Aber du hattest mich nach Weihnachten gefragt. Und ich muss sagen, ich hab’ mit Weihnachten so meinen Krampf. Vor allem, wenn es ums Schreiben geht. Man sollte etwas Hoffnungsvolles schreiben, zumindest etwas mit Bedeutung. Und das fällt mir manchmal schwer. Stattdessen biete ich eine kuratorische Dienstleistung an. Einen Ausschnitt aus einem meiner liebsten Gedichte.
Lass dir Alles geschehn: Schönheit und Schrecken. Man muss nur gehn: Kein Gefühl ist das fernste. Lass dich von mir nicht trennen. Nah ist das Land, das sie das Leben nennen.

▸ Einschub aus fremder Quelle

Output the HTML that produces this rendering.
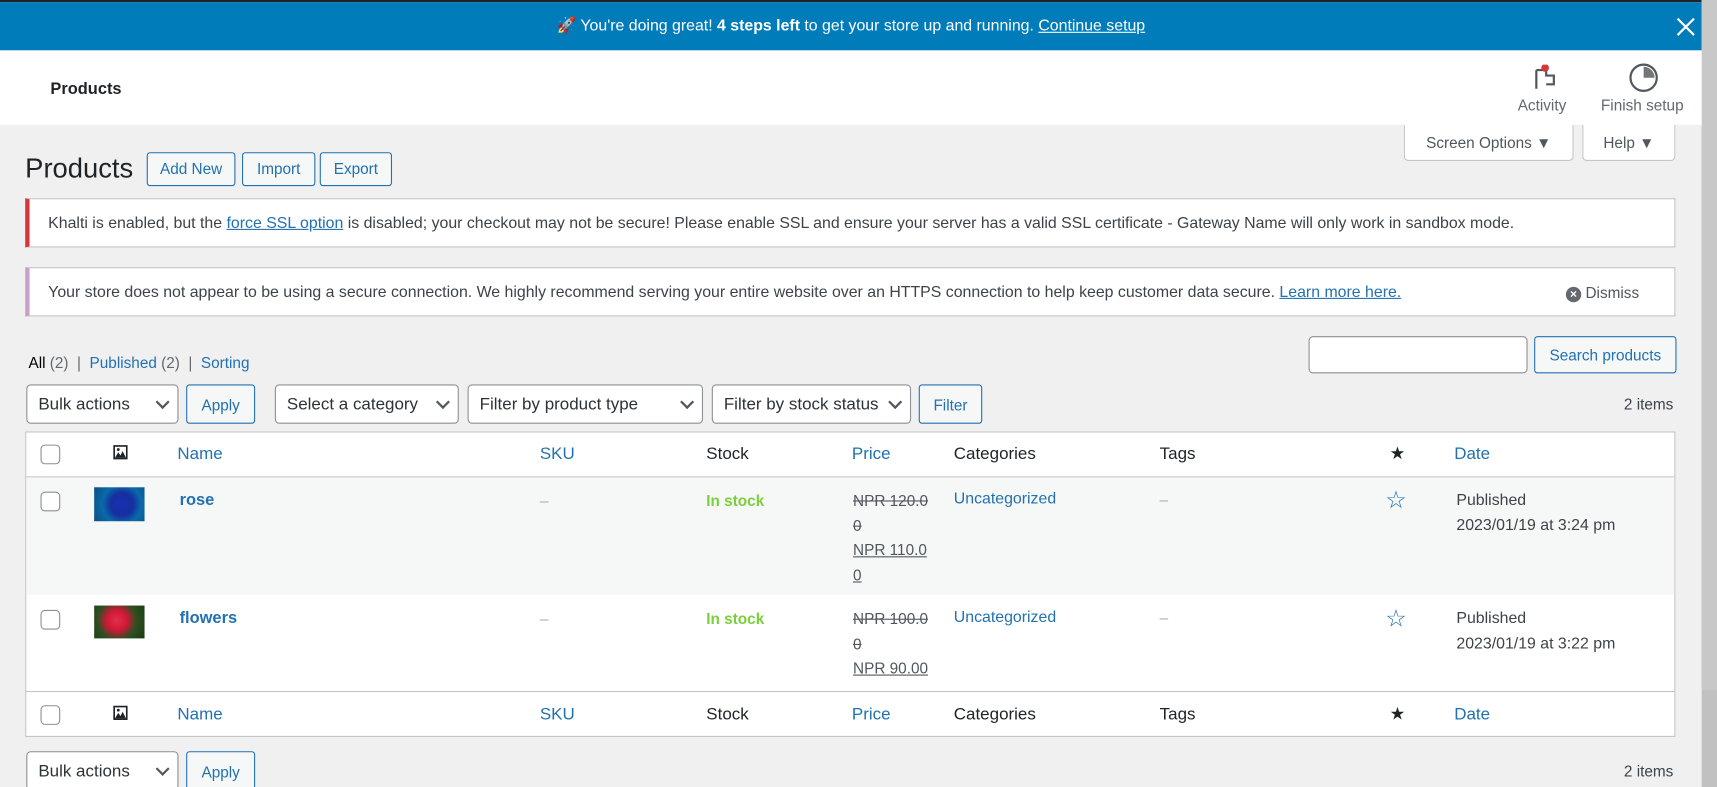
<!DOCTYPE html>
<html><head><meta charset="utf-8"><style>
html,body{margin:0;padding:0;overflow:hidden;width:1717px;height:787px;background:#f0f0f1}
#w{position:absolute;left:0;top:0;width:1568px;height:719px;transform:scale(1.09503);transform-origin:0 0;font-family:"Liberation Sans",sans-serif;font-size:14px;color:#3c434a;background:#f0f0f1;overflow:hidden}
.a{position:absolute;white-space:nowrap}
.lk{color:#2271b1}
.btn{position:absolute;border:1px solid #2271b1;color:#2271b1;background:#f6f7f7;border-radius:3px;box-sizing:border-box;text-align:center;font-size:14px}
.sel{position:absolute;border:1px solid #8c8f94;background:#fff;border-radius:4px;box-sizing:border-box;font-size:15.5px;color:#2c3338;padding-left:10px}
.sel:after{content:"";position:absolute;right:9px;top:50%;width:7px;height:7px;border-right:2px solid #50575e;border-bottom:2px solid #50575e;transform:translateY(-70%) rotate(45deg)}
.cb{position:absolute;width:16px;height:16px;border:1px solid #8c8f94;border-radius:4px;background:#fff}
.th{position:absolute;font-size:15.5px}
</style></head><body><div id="w">
<div class="a" style="left:0;top:0;width:1554px;height:2px;background:#1d2327"></div>
<div class="a" style="left:0;top:2px;width:1554px;height:44px;background:#007cba;color:#fff;font-size:14.5px;line-height:44px;text-align:center">🚀 You're doing great! <b>4 steps left</b> to get your store up and running. <u>Continue setup</u></div>
<svg class="a" style="left:1531px;top:16px" width="17" height="17"><path d="M1 1L16 16M16 1L1 16" stroke="#fff" stroke-width="2"/></svg>
<div class="a" style="left:1554px;top:0;width:14px;height:719px;background:#c1c1c1"></div>
<div class="a" style="left:1554px;top:0;width:14px;height:630px;background:#c8c8c8"></div>
<div class="a" style="left:0;top:46px;width:1554px;height:68px;background:#fff"></div>
<div class="a" style="left:46px;top:73px;font-size:15px;font-weight:bold;color:#1d2327">Products</div>
<svg class="a" style="left:1400px;top:59px" width="24" height="24"><path d="M3 5V22M3 5H12V10H19V18H12" stroke="#50575e" stroke-width="2" fill="none"/><circle cx="11" cy="3" r="3.5" fill="#d63638"/></svg>
<div class="a" style="left:1386px;top:88px;font-size:14px;color:#646970">Activity</div>
<svg class="a" style="left:1486px;top:57px" width="30" height="30"><circle cx="15" cy="14" r="12" stroke="#50575e" stroke-width="2" fill="none"/><path d="M15 4A10 10 0 0 1 25 14H15Z" fill="#757575"/></svg>
<div class="a" style="left:1462px;top:88px;font-size:14px;color:#646970">Finish setup</div>
<div class="a" style="left:1282px;top:114px;width:155px;height:33px;background:#fff;border:1px solid #c3c4c7;border-top:0;border-radius:0 0 4px 4px;box-sizing:border-box;font-size:14px;line-height:32px;text-align:center;color:#50575e">Screen Options ▼</div>
<div class="a" style="left:1445px;top:114px;width:85px;height:33px;background:#fff;border:1px solid #c3c4c7;border-top:0;border-radius:0 0 4px 4px;box-sizing:border-box;font-size:14px;line-height:32px;text-align:center;color:#50575e">Help ▼</div>
<div class="a" style="left:23px;top:140px;font-size:25px;color:#1d2327">Products</div>
<div class="btn" style="left:134px;top:139px;width:81px;height:31px;line-height:29px">Add New</div>
<div class="btn" style="left:221px;top:139px;width:67px;height:31px;line-height:29px">Import</div>
<div class="btn" style="left:292px;top:139px;width:66px;height:31px;line-height:29px">Export</div>
<div class="a" style="left:23px;top:181px;width:1507px;height:45px;background:#fff;border:1px solid #c3c4c7;border-left:4px solid #d63638;box-sizing:border-box;line-height:45px;padding-left:17px;font-size:14.5px">Khalti is enabled, but the <u class="lk">force SSL option</u> is disabled; your checkout may not be secure! Please enable SSL and ensure your server has a valid SSL certificate - Gateway Name will only work in sandbox mode.</div>
<div class="a" style="left:23px;top:244px;width:1507px;height:45px;background:#fff;border:1px solid #c3c4c7;border-left:4px solid #c9a0c8;box-sizing:border-box;line-height:45px;padding-left:17px;font-size:14.5px">Your store does not appear to be using a secure connection. We highly recommend serving your entire website over an HTTPS connection to help keep customer data secure. <u class="lk">Learn more here.</u></div>
<div class="a" style="left:1430px;top:259px;font-size:14px;color:#50575e"><span style="display:inline-block;width:14px;height:14px;border-radius:50%;background:#646970;color:#fff;font-size:11px;line-height:14px;text-align:center;font-weight:bold">×</span> Dismiss</div>
<div class="a" style="left:26px;top:323px;font-size:14px;color:#646970"><b style="color:#000;font-weight:normal">All</b> (2) &nbsp;| &nbsp;<span class="lk">Published</span> (2) &nbsp;| &nbsp;<span class="lk">Sorting</span></div>
<div class="a" style="left:1195px;top:307px;width:200px;height:34px;border:1px solid #8c8f94;border-radius:4px;background:#fff;box-sizing:border-box"></div>
<div class="btn" style="left:1401px;top:307px;width:130px;height:34px;line-height:32px">Search products</div>
<div class="sel" style="left:24px;top:351px;width:139px;height:36px;line-height:36px">Bulk actions</div>
<div class="btn" style="left:170px;top:351px;width:63px;height:36px;line-height:36px">Apply</div>
<div class="sel" style="left:251px;top:351px;width:168px;height:36px;line-height:36px">Select a category</div>
<div class="sel" style="left:427px;top:351px;width:215px;height:36px;line-height:36px">Filter by product type</div>
<div class="sel" style="left:650px;top:351px;width:182px;height:36px;line-height:36px">Filter by stock status</div>
<div class="btn" style="left:839px;top:351px;width:58px;height:36px;line-height:36px">Filter</div>
<div class="a" style="left:1483px;top:361px;font-size:14px">2 items</div>
<div class="a" style="left:23px;top:394px;width:1507px;height:279px;background:#fff;border:1px solid #c3c4c7;box-sizing:border-box"></div>
<div class="a" style="left:24px;top:435px;width:1505px;height:1px;background:#c3c4c7"></div>
<div class="a" style="left:24px;top:436px;width:1505px;height:107px;background:#f6f7f7"></div>
<div class="a" style="left:24px;top:631px;width:1505px;height:1px;background:#c3c4c7"></div>
<div class="cb" style="left:37px;top:406px"></div>
<svg class="a" style="left:103px;top:406px" width="14" height="14"><rect x="0.5" y="0.5" width="13" height="13" fill="#1d2327"/><rect x="2" y="2" width="10" height="10" fill="#fff"/><path d="M2 12L5 7L7 10L9 6L12 12Z" fill="#1d2327"/><circle cx="5" cy="4.5" r="1.3" fill="#1d2327"/></svg>
<div class="th lk" style="left:162px;top:406px">Name</div>
<div class="th lk" style="left:493px;top:406px">SKU</div>
<div class="th" style="left:645px;top:406px;color:#1d2327">Stock</div>
<div class="th lk" style="left:778px;top:406px">Price</div>
<div class="th" style="left:871px;top:406px;color:#1d2327">Categories</div>
<div class="th" style="left:1059px;top:406px;color:#1d2327">Tags</div>
<div class="th" style="left:1269px;top:404px;color:#1d2327;font-size:16px">★</div>
<div class="th lk" style="left:1328px;top:406px">Date</div>
<div class="cb" style="left:37px;top:644px"></div>
<svg class="a" style="left:103px;top:644px" width="14" height="14"><rect x="0.5" y="0.5" width="13" height="13" fill="#1d2327"/><rect x="2" y="2" width="10" height="10" fill="#fff"/><path d="M2 12L5 7L7 10L9 6L12 12Z" fill="#1d2327"/><circle cx="5" cy="4.5" r="1.3" fill="#1d2327"/></svg>
<div class="th lk" style="left:162px;top:644px">Name</div>
<div class="th lk" style="left:493px;top:644px">SKU</div>
<div class="th" style="left:645px;top:644px;color:#1d2327">Stock</div>
<div class="th lk" style="left:778px;top:644px">Price</div>
<div class="th" style="left:871px;top:644px;color:#1d2327">Categories</div>
<div class="th" style="left:1059px;top:644px;color:#1d2327">Tags</div>
<div class="th" style="left:1269px;top:642px;color:#1d2327;font-size:16px">★</div>
<div class="th lk" style="left:1328px;top:644px">Date</div>
<div class="cb" style="left:37px;top:449px"></div>
<div class="a" style="left:86px;top:445px;width:46px;height:31px;background:radial-gradient(circle at 55% 50%,#1a2fb0 0,#1530a0 35%,#0a6aa8 60%,#0c4f80 100%)"></div>
<div class="a lk" style="left:164px;top:448px;font-size:15px;font-weight:bold">rose</div>
<div class="a" style="left:493px;top:449px;color:#a7aaad">–</div>
<div class="a" style="left:645px;top:449px;color:#7ad03a;font-weight:bold">In stock</div>
<div class="a" style="left:779px;top:446px;line-height:22.5px;font-size:14px;color:#50575e"><s>NPR 120.0</s><br><s>0</s><br><u>NPR 110.0</u><br><u>0</u></div>
<div class="a lk" style="left:871px;top:448px;font-size:14.5px">Uncategorized</div>
<div class="a" style="left:1059px;top:448px;color:#a7aaad">–</div>
<div class="a" style="left:1265px;top:444px;font-size:22px;color:#2271b1">☆</div>
<div class="a" style="left:1330px;top:446px;line-height:23px;font-size:14.5px">Published<br>2023/01/19 at 3:24 pm</div>
<div class="cb" style="left:37px;top:557px"></div>
<div class="a" style="left:86px;top:553px;width:46px;height:30px;background:radial-gradient(circle at 45% 45%,#e0304a 0,#d01838 30%,#2a5020 60%,#1a3a14 100%)"></div>
<div class="a lk" style="left:164px;top:556px;font-size:15px;font-weight:bold">flowers</div>
<div class="a" style="left:493px;top:557px;color:#a7aaad">–</div>
<div class="a" style="left:645px;top:557px;color:#7ad03a;font-weight:bold">In stock</div>
<div class="a" style="left:779px;top:554px;line-height:22.5px;font-size:14px;color:#50575e"><s>NPR 100.0</s><br><s>0</s><br><u>NPR 90.00</u></div>
<div class="a lk" style="left:871px;top:556px;font-size:14.5px">Uncategorized</div>
<div class="a" style="left:1059px;top:556px;color:#a7aaad">–</div>
<div class="a" style="left:1265px;top:552px;font-size:22px;color:#2271b1">☆</div>
<div class="a" style="left:1330px;top:554px;line-height:23px;font-size:14.5px">Published<br>2023/01/19 at 3:22 pm</div>
<div class="sel" style="left:24px;top:686px;width:139px;height:36px;line-height:36px">Bulk actions</div>
<div class="btn" style="left:170px;top:686px;width:63px;height:36px;line-height:36px">Apply</div>
<div class="a" style="left:1483px;top:696px">2 items</div>
</div></body></html>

Es ist von Rilke, aus seinem «Stundenbuch», und heisst «Geh bis an deiner Sehnsucht Rand». Ich mag das Gedicht sehr gern, vor allem diese Passage. Ich lese daraus, dass jeder Moment, jedes Gefühl vorbeigeht. Alles Schöne geht vorbei, und das ist traurig. Doch auch alles Schwere geht vorbei, und das ist tröstlich. Alles ist in Bewegung, in steter Veränderung, nichts ist endgültig. Ein schöner Gedanke. Darum liebe ich Literatur und Kunst und Lyrik. Weil es ultimativ generationenübergreifend ist. Rilke ist eine ganz andere Generation als ich, sogar eine ganz andere als du. Und dennoch finde ich etwas in seiner Arbeit, das mich berührt, das ich auf mein Leben anwenden kann. In diesem Sinn, frohe Weihnachten!